The results reported in this study show that A. angustissima, A. auriculiformis, and A. holosericea associated to symbiotic microorganisms showed high rates of height growth in almost all levels of contamination, they had a small decrease in SDM with increasing levels of contamination and were the species less influenced by oil in soil. The species M. caesalpiniifolia and S. saman showed variability in growth among the levels of contamination, but showed a high growth rate and SDM production in the highest level of oil contamination. These five leguminous trees associated with microorganims, possibly with hydrogel soil conditioner, maybe used for revegetation of areas polluted with oil, promoting rapid regeneration of vegetation in tropical environments and restoration of nutrient cycling.

These leguminous trees above, except A. angustissima, had elevated chlorophyll content particularly at the highest levels of oil contamination, suggesting good adaptation to this condition of soil pollution and an effective nitrogen-fixing symbiosis. A. angustissima showed enough growth and nodulation, but the lowest chlorophyll content. This may be due to an inability to its symbionts to adapt to the oil-contaminated soil or an intrinsic characteristic of the species. All these five leguminous trees showed high number of nodules of nitrogen-fixing bacteria in all pollution levels, being above 38 nodules per plant.

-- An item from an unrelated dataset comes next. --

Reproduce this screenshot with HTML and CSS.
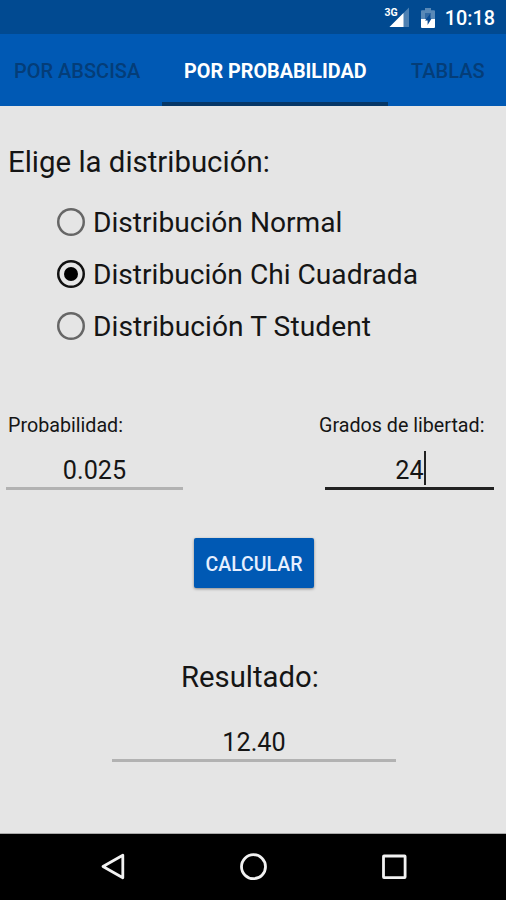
FILE: index.html
```html
<!DOCTYPE html>
<html lang="es">
<head>
<meta charset="utf-8">
<title>Distribuciones</title>
<link rel="stylesheet" href="styles.css">
</head>
<body>
<div class="screen">
  <header class="status">
    <svg class="signal" width="28" height="24" viewBox="0 0 28 24" role="img" aria-label="3G">
      <path d="M25 2.500V22H5.500z" fill="#fff" fill-opacity=".3"/>
      <path d="M19.500 8V22H5.500z" fill="#fff"/>
      <text class="net" x=".5" y="10.500">3G</text>
    </svg>
    <svg class="battery" width="14" height="20" viewBox="0 0 14 20">
      <path d="M4 0h6v2.300h3q1 0 1 1V11H0V3.300q0-1 1-1h3z" fill="#fff" fill-opacity=".35"/>
      <path d="M4 5h6v6H4z" fill="#084a92" fill-opacity=".5"/>
      <path d="M0 11h14v8q0 1-1 1H1q-1 0-1-1z" fill="#fff"/>
      <path d="M9 6L4 12.500h2.600V17l4-6.500H9z" fill="#084a92"/>
    </svg>
    <span class="clock">10:18</span>
  </header>
  <nav class="tabs">
    <a class="tab first">POR ABSCISA</a>
    <a class="tab active">POR PROBABILIDAD</a>
    <a class="tab last">TABLAS</a>
  </nav>
  <main class="content">
    <h1 class="question">Elige la distribución:</h1>
    <div class="options">
      <div class="option"><span class="radio"></span><span>Distribución Normal</span></div>
      <div class="option"><span class="radio checked"></span><span>Distribución Chi Cuadrada</span></div>
      <div class="option"><span class="radio"></span><span class="student">Distribución T Student</span></div>
    </div>
    <div class="fields">
      <div class="field prob">
        <div class="label">Probabilidad:</div>
        <div class="input">0.025</div>
      </div>
      <div class="field degrees">
        <div class="label">Grados de libertad:</div>
        <div class="input focused">24<span class="caret"></span></div>
      </div>
    </div>
    <button class="calc">CALCULAR</button>
    <h2 class="result-title">Resultado:</h2>
    <div class="input result">12.40</div>
  </main>
  <footer class="navbar">
    <svg width="28" height="30" viewBox="0 0 28 30"><path d="M23.800 3.200V25.800L4 14.500z"/></svg>
    <svg width="30" height="30" viewBox="0 0 30 30"><circle cx="14.500" cy="14.700" r="12"/></svg>
    <svg width="28" height="30" viewBox="0 0 28 30"><rect x="3.500" y="4" width="21.600" height="21.600" rx=".5"/></svg>
  </footer>
</div>
</body>
</html>
```
FILE: styles.css
```css
* { box-sizing: border-box; }
body { margin: 0; font-family: Roboto, "Liberation Sans", sans-serif; color: #151515; }
.screen { width: 506px; height: 900px; display: flex; flex-direction: column; background: #e5e5e5; overflow: hidden; }
.status { height: 34px; background: #014a91; display: flex; justify-content: flex-end; align-items: flex-start; padding-right: 11px; color: #fff; }
.signal { margin-top: 5px; margin-right: 9px; }
.net { font-size: 10.500px; font-weight: 700; fill: #fff; }
.battery { margin-top: 8px; margin-right: 10px; }
.clock { font-size: 19.800px; line-height: 24px; font-weight: 500; margin-top: 7px; }
.tabs { height: 72px; background: #0059b4; display: flex; font-size: 20px; font-weight: 500; line-height: 74px; white-space: nowrap; }
.tab { color: #043d78; }
.first { width: 162px; padding-left: 14px; }
.active { width: 226px; padding-left: 22px; color: #fff; font-size: 19.800px; font-weight: 700; line-height: 76px; border-bottom: 4px solid #063767; }
.last { padding-left: 23px; }
.content { height: 728px; display: flex; flex-direction: column; border-bottom: 1px solid #aaa; }
.question { font-size: 29.400px; font-weight: 400; line-height: 36px; margin: 38px 0 0 8px; }
.options { margin: 16px 0 0 56px; }
.option { height: 52px; display: flex; align-items: center; font-size: 28.150px; white-space: nowrap; }
.student { letter-spacing: .07px; }
.radio { width: 28px; height: 28px; box-shadow: inset 0 0 0 2.500px #666; border-radius: 50%; margin: -1px 8px 0 1px; display: flex; align-items: center; justify-content: center; }
.checked { box-shadow: inset 0 0 0 2.500px #111; }
.checked::after { content: ""; width: 14px; height: 14px; border-radius: 50%; background: #000; }
.fields { margin-top: 61px; display: flex; justify-content: space-between; padding: 0 12px 0 6px; }
.prob { width: 177px; }
.degrees { width: 175px; padding-left: 6px; }
.label { font-size: 19.700px; line-height: 26px; white-space: nowrap; }
.prob .label { margin-left: 2px; }
.degrees .label { margin-left: -6px; }
.input { height: 41px; margin-top: 10px; font-size: 25.200px; line-height: 44px; text-align: center; border-bottom: 3px solid #b2b2b2; }
.focused { border-color: #222; display: flex; justify-content: center; align-items: flex-start; padding-left: 2px; }
.caret { width: 2px; height: 34px; background: #222; margin-top: 2px; }
.calc { width: 120px; height: 50px; margin: 48px 0 0 194px; padding: 2px 0 0; border: 0; border-radius: 2px; background: #0059b4; color: #e6efff; font: 500 19.500px Roboto, sans-serif; box-shadow: 0 1px 3px rgba(0,0,0,.4); }
.result-title { font-size: 29.300px; font-weight: 400; line-height: 36px; margin: 71px 0 0 181px; }
.result { width: 284px; margin: 26px 0 0 112px; }
.navbar { height: 66px; background: #000; display: flex; justify-content: space-between; padding: 18px 98px 0 99px; }
.navbar svg { fill: none; stroke: #f2f2f2; stroke-width: 2.800; stroke-linejoin: round; }
```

All studied leguminous trees in any petroleum contamination conditions showed high mycorrhizal colonization, above 41 %. The only exception was A. angustissima at level 10 g kg−1 of oil contamination, which suggests an effect of random variability. This suggests that oil contamination in a soil conditioned by hydrogel does not affect the roots infection by mycorrhizal fungi, mainly because the seedlings were transplanted into polluted soil previously colonized. But the AMF sporulation in the rhizosphere showed decrease over 30 g kg−1 of oil, indicating that oil pollution also affects the development of this symbiosis.

S. saman and its inoculated microorganisms were the most promising combination to be applied in field scale for phytoremediation of oil-polluted soils. S. saman had elevated height growth rate and SDM production and decreased TPH in relation to unplanted control. This tree had the highest nodule mass relative to other leguminous, confirming the efficiency of strains BR946, BR5616, and BR5615 for petroleum-contaminated conditions. As G. clarum, S. heterogama, and G. margarita are the dominant AMF spores in all seven tree rhizospheres, a mix of these three species could be used as inoculant for seedlings to oil-contaminated soil.

On the other hand, A. mangium and M. artemisiana showed great reduction in growth rate and SDM production in the presence of oil (above 10 g kg−1). These species had low chlorophyll content that decreased with increasing level of contamination and the greatest reduction in nodulation in relation to treatment without contamination, that suggest a reduction of nitrogen fixation with increased pollution. Nevertheless, these species had a high mycorrhizal colonization and had sporulation in the rhizosphere. M. artemisiana also had under high oil concentrations significative decreased TPH related to unplanted control, but its growth was severely affected, these results may be related to the group of microorganisms inoculated to each plant. These results suggest that the abilities of the plants decrease the soil concentration of TPH is not directly related to its growth and adaptation to conditions of contamination, but the success of the association between plants and its symbionts seemed play critical role on remediation efficiency.